Тяжесть положения еще усугубляется коренным несоответствием между приемами работы современных плотников и технологией деревянного строительства XVIII и, тем более, предшествующих столетий. В начале XIX века по всей России (только на Севере местами позднее) произошла полная модернизация плотничных инструментов и приемов работы ими [3]. Поэтому, применяя строительную технологию наших дней, нельзя получить на обрабатываемой поверхности дерева следы, хотя бы отдаленно соответствующие тем, что сохранились на памятниках, построенных ранее XIX века (рис. 7, 8). В результате такой работы будет искажен подлинный исторический образ уникального архитектурного произведения.

На каждом очередном памятнике настоящий реставратор получает новые сведения о технологии и приемах работы старых строителей и таким образом качественно пополняет запас своих профессиональных знаний. Он обязан уметь «читать» историю строительства и перестроек памятника по следам работы мастеров прошлых столетий. Для этого плотник-реставратор должен знать, какие инструменты применялись старыми мастерами, какие следы тот или иной инструмент оставлял на обработанной поверхности дерева.

Использование исторических строительных технологий при производстве реставрации не может быть автоматическим, как у обычного плотника. Реставратор всегда вынужден осмысленно выбирать, какие из известных ему старых технологических приемов он может применить, а какие ему предстоит изучить вновь, то есть по следам на конструкциях памятника понять неизвестные ему прежде приемы работы старых мастеров и научиться их выполнять. Иными словами, плотник-реставратор наших дней должен быть настолько сведущим в строительных технологиях прошлых веков, чтобы профессионально владеть ими.

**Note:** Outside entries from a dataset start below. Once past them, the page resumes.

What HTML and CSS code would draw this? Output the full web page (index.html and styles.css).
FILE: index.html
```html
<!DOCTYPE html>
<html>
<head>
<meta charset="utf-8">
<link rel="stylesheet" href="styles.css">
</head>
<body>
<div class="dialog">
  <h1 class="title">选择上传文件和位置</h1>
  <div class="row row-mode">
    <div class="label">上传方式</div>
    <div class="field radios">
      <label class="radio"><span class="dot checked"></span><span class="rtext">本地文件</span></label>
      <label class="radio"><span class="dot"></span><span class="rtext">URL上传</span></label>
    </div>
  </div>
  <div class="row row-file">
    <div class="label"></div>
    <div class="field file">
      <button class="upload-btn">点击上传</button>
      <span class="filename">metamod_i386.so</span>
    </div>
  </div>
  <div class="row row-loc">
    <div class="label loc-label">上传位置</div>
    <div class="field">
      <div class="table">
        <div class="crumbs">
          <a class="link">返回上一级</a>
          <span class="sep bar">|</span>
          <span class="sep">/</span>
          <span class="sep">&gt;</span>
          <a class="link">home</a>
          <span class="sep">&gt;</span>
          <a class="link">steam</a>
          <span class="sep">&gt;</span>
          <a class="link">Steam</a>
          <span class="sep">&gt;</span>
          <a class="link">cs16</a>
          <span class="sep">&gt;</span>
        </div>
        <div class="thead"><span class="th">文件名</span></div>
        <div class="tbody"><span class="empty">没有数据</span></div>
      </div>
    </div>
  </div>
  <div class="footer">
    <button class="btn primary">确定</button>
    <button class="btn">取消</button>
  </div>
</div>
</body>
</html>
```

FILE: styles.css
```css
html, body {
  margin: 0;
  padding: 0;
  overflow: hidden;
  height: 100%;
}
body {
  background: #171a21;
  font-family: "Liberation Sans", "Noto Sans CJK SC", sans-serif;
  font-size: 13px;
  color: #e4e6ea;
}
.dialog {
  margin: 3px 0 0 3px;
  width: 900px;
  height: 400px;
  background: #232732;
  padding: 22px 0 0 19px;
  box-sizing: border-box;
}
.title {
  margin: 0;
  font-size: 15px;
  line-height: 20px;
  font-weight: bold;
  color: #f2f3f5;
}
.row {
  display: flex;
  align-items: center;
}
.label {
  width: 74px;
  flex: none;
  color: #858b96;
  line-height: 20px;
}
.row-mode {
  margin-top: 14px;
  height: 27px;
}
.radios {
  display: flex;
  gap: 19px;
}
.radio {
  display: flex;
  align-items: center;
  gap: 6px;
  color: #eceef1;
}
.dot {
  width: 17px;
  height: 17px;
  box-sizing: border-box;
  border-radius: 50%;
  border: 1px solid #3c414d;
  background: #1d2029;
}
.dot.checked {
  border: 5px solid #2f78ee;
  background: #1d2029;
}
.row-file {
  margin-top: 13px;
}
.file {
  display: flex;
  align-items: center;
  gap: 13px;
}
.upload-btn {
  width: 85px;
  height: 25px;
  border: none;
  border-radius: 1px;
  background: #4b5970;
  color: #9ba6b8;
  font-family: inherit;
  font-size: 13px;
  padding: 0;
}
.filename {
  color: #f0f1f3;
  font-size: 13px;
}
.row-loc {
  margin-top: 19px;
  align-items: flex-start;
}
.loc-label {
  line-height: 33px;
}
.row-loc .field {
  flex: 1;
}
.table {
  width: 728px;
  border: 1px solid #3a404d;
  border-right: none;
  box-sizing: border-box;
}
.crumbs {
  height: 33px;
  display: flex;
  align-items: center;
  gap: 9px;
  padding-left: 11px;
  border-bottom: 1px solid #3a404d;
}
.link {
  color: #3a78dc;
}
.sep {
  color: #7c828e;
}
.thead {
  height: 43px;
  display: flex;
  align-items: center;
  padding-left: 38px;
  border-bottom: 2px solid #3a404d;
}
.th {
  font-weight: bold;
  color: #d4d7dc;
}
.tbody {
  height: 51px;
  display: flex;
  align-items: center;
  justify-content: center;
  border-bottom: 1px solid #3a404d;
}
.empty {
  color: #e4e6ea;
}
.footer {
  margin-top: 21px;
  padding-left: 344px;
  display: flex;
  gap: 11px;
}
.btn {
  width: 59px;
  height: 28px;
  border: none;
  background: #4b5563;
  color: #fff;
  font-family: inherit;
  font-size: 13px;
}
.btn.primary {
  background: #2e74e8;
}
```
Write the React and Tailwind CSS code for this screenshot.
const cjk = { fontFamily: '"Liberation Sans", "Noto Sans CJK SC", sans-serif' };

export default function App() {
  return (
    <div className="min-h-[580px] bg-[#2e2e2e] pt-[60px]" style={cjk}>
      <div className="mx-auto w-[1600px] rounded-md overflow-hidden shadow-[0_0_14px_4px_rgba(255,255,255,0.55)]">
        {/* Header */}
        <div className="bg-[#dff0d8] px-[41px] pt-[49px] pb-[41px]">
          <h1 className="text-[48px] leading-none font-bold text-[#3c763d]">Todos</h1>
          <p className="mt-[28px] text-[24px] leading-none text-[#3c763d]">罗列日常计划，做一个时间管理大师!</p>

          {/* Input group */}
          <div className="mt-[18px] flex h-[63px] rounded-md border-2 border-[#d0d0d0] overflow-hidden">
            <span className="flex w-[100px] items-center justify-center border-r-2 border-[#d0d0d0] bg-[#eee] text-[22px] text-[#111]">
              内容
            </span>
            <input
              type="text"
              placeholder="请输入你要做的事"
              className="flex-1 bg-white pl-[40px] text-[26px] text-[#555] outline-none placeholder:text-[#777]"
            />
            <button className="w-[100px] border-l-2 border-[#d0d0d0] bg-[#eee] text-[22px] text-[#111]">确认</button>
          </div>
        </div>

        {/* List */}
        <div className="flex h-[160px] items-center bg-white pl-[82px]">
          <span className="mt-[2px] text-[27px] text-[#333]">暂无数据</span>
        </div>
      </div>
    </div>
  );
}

Как показывает практика, нельзя на одном памятнике раз и навсегда научиться технологии и навыкам работы мастеров XVII–XVIII веков. Ведь сохранившиеся до наших дней церкви – очень малая часть от того их количества, что стояли в селах и городах двести и более лет назад. Они строились не в одно время, в разных местах, многими артелями мастеров, среди которых каждый обладал своим индивидуальным «почерком» – профессиональными приемами. Поэтому настоящий реставратор, приступая к работе на очередном памятнике, в процессе его реставрации вынужден и обязан каждый раз как бы заново проходить науку мастеров, строивших этот памятник. Причем задача реставратора – ни только изучить и понять следы работы старых мастеров, но и додумать, по какой технологии и каким инструментом их воссоздать при реставрации.

Реставратор должен обладать достаточным опытом и мастерством, чтобы самостоятельно вычинить или вырубить вновь соответствующий тип соединения деталей в узле конструкции, применяя при этом технологию, соответствующую той, по которой был изготовлен подлинник. Помимо сруба с аналогичными обстоятельствами приходится сталкиваться и при реставрации других конструкций деревянных построек XVII–XVIII веков. На одном памятнике не бывает абсолютно одинаковых по размеру и устройству дверей, окон (рис. 9) и других деталей [4]. Именно это свойство неодинаковости, нестандартности повторяющихся деталей и конструкций создает значительную часть архитектурно-художественной привлекательности старинных построек.

Несмотря на все эти серьезные обстоятельства, в России до сих пор нет учебно-практических центров для организации долгосрочного и краткосрочного обучения, лекционной работы, проведения курсов повышения квалификации реставраторов, исследователей деревянного архитектурного наследия.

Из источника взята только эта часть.